Girls hoops coach breaks sport's national all-time wins record

There's a new all-time high school basketball wins leader, and for the first time, it's a she, not a he.

As reported by the Associated Press, Granbury (Texas) High coach Leta Andrews, a 73-year-old who has been coaching high school basketball in Texas for nearly half a century, won her 1,334th game in charge of the Granbury Lady Pirates on Tuesday night. The victory broke the previous all-time wins record held by former Fort Worth Dunbar (Texas) High boys basketball coach Robert Hughes.

The honor puts yet another star on a career which has earned Andrews a spot in three different Halls of Fame -- the Women's Basketball Hall of Fame, Texas High School Basketball Hall of Fame and Texas Sports Hall of Fame -- and the distinction of being an inaugural recipient of the Morgan Wootten Lifetime Achievement Award, given by the Basketball Hall of Fame in 2007.

"This is awesome," Andrews told the Associated Press after breaking the record. "I look back on my career, and some people think I'm crazy, but I have the best job of anybody in the world.

"I've worked for [boys coaches] who said, ‘It's OK if you win, as long as you don't win more games than I do. It just created an extra enthusiasm for me. I loved playing when I was in school and I had success, so I wanted the ladies to be successful."

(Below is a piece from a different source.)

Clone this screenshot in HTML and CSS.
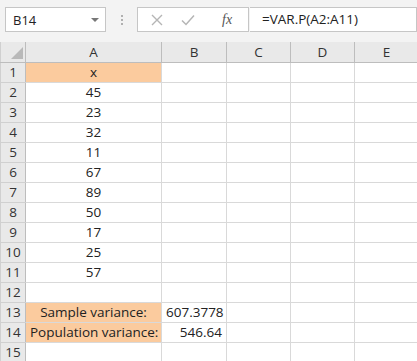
FILE: index.html
```html
<!DOCTYPE html>
<html lang="en">
<head>
    <meta charset="UTF-8">
    <title>VAR.P</title>
    <link rel="stylesheet" href="styles.css">
</head>
<body>
    <div class="formula-bar">
        <div class="name-box">
            <span>B14</span>
            <span class="drop"></span>
        </div>
        <div class="grip"><i></i><i></i><i></i></div>
        <div class="buttons">
            <svg class="btn" width="14" height="14" viewBox="0 0 14 14"><path d="M2 2 L12 12 M12 2 L2 12" stroke="#b5b5b5" stroke-width="1.4" fill="none"/></svg>
            <svg class="btn" width="16" height="14" viewBox="0 0 16 14"><path d="M2 7.5 L6 11.5 L14 2.5" stroke="#b5b5b5" stroke-width="1.5" fill="none"/></svg>
            <span class="fx">fx</span>
        </div>
        <div class="formula">=VAR.P(A2:A11)</div>
    </div>
    <table class="sheet">
        <colgroup>
            <col class="c-head">
            <col class="c-a">
            <col class="c-b">
            <col class="c-n">
            <col class="c-n">
            <col class="c-n">
        </colgroup>
        <tr class="col-heads">
            <th class="corner"><span class="tri"></span></th>
            <th>A</th><th>B</th><th>C</th><th>D</th><th>E</th>
        </tr>
        <tr><th>1</th><td class="hl mid">x</td><td></td><td></td><td></td><td></td></tr>
        <tr><th>2</th><td class="mid">45</td><td></td><td></td><td></td><td></td></tr>
        <tr><th>3</th><td class="mid">23</td><td></td><td></td><td></td><td></td></tr>
        <tr><th>4</th><td class="mid">32</td><td></td><td></td><td></td><td></td></tr>
        <tr><th>5</th><td class="mid">11</td><td></td><td></td><td></td><td></td></tr>
        <tr><th>6</th><td class="mid">67</td><td></td><td></td><td></td><td></td></tr>
        <tr><th>7</th><td class="mid">89</td><td></td><td></td><td></td><td></td></tr>
        <tr><th>8</th><td class="mid">50</td><td></td><td></td><td></td><td></td></tr>
        <tr><th>9</th><td class="mid">17</td><td></td><td></td><td></td><td></td></tr>
        <tr><th>10</th><td class="mid">25</td><td></td><td></td><td></td><td></td></tr>
        <tr><th>11</th><td class="mid">57</td><td></td><td></td><td></td><td></td></tr>
        <tr><th>12</th><td></td><td></td><td></td><td></td><td></td></tr>
        <tr><th>13</th><td class="hl mid">Sample variance:</td><td class="num">607.3778</td><td></td><td></td><td></td></tr>
        <tr><th>14</th><td class="hl mid">Population variance:</td><td class="num">546.64</td><td></td><td></td><td></td></tr>
        <tr><th>15</th><td></td><td></td><td></td><td></td><td></td></tr>
    </table>
</body>
</html>
```

FILE: styles.css
```css
body {
    margin: 0;
    background-color: #f3f3f3;
    font-family: 'Open Sans', 'Liberation Sans', sans-serif;
    color: #222;
    overflow: hidden;
}
.formula-bar {
    display: flex;
    align-items: center;
    height: 42px;
    padding: 0 0 3px 5px;
    box-sizing: border-box;
}
.name-box {
    width: 101px;
    height: 25px;
    box-sizing: border-box;
    background-color: white;
    border: 1px solid #c6c6c6;
    display: flex;
    align-items: center;
    justify-content: space-between;
    padding: 0 6px 0 7px;
    font-size: 13px;
}
.drop {
    width: 0;
    height: 0;
    border-left: 4px solid transparent;
    border-right: 4px solid transparent;
    border-top: 4px solid #777;
}
.grip {
    width: 31px;
    display: flex;
    flex-direction: column;
    align-items: center;
    gap: 2px;
}
.grip i {
    width: 2px;
    height: 2px;
    background-color: #b0b0b0;
}
.buttons {
    width: 112px;
    height: 25px;
    box-sizing: border-box;
    background-color: white;
    border: 1px solid #c6c6c6;
    display: flex;
    align-items: center;
    padding-left: 12px;
    gap: 16px;
}
.fx {
    font-family: 'Liberation Serif', serif;
    font-style: italic;
    font-size: 14px;
    color: #555;
    margin-left: 10px;
}
.formula {
    flex: 1;
    height: 25px;
    box-sizing: border-box;
    background-color: white;
    border: 1px solid #c6c6c6;
    border-left: none;
    margin-left: 1px;
    padding-left: 12px;
    line-height: 23px;
    font-size: 13.5px;
}
.sheet {
    table-layout: fixed;
    border-collapse: collapse;
    width: 418px;
    background-color: white;
    font-size: 13.5px;
}
.c-head { width: 25px; }
.c-a { width: 136px; }
.c-b { width: 65px; }
.c-n { width: 64px; }
.sheet tr { height: 20px; }
.sheet th, .sheet td {
    height: 20px;
    padding: 0 4px;
    box-sizing: border-box;
    white-space: nowrap;
    overflow: hidden;
    border: 1px solid #d9d9d9;
}
.sheet th {
    background-color: #e9e9e9;
    font-weight: normal;
    color: #333;
    border-color: #d0d0d0;
    border-right-color: #bdbdbd;
    text-align: center;
    padding: 0;
}
.col-heads th {
    border-bottom-color: #bdbdbd;
    border-top: none;
}
.corner {
    position: relative;
}
.tri {
    position: absolute;
    right: 2px;
    bottom: 3px;
    width: 0;
    height: 0;
    border-left: 12px solid transparent;
    border-bottom: 12px solid #b9b9b9;
}
.mid { text-align: center; }
.num { text-align: right; }
.hl {
    background-color: #fbcb9e;
    border: 1px solid #a89a8c;
}
```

Andrews is a cult figure in Granbury, a town of just 8,000 located less than an hour outside Fort Worth. The locals packed the gym for her record-setting victory, including a group of senior boys who painted their chests with her name and an exclamation mark. According to senior writer Damon Sayles, Granbury has been Andrews' fifth stop in Texas, after previous stints at Tolar, Gustine, Comanche, Granbury (she first coached at the school from 1976-80) and Corpus Christi Calallen. She won a Class 4A state title with Calallen in 1990.

The longtime coach has taught so many generations of different Granbury residents that she's a staple of community life, as is her husband of some 54 years, David, who has driven her team's bus to away games for years.

Yet it's Andrews' current and former players -- many of whom rushed back to the Granbury area for her record-breaking win -- who were most thankful and appreciate of all she's done, from helping advise them on college choices to washing their uniforms after games.

"It's the respect that you have for her, so you want to live up to her expectations," Lilley VanderZee, a 6-foot-3 sophomore, told the Associated Press.

For her part, Andrews said she planned to continue coaching as she always has, thankful for what she's already achieved and accomplished.

"It has been a wonderful ride," Andrews told the crowd after her victory, according to the Dallas Morning News. "I can never say enough thank yous. I have the best job of anybody in the world."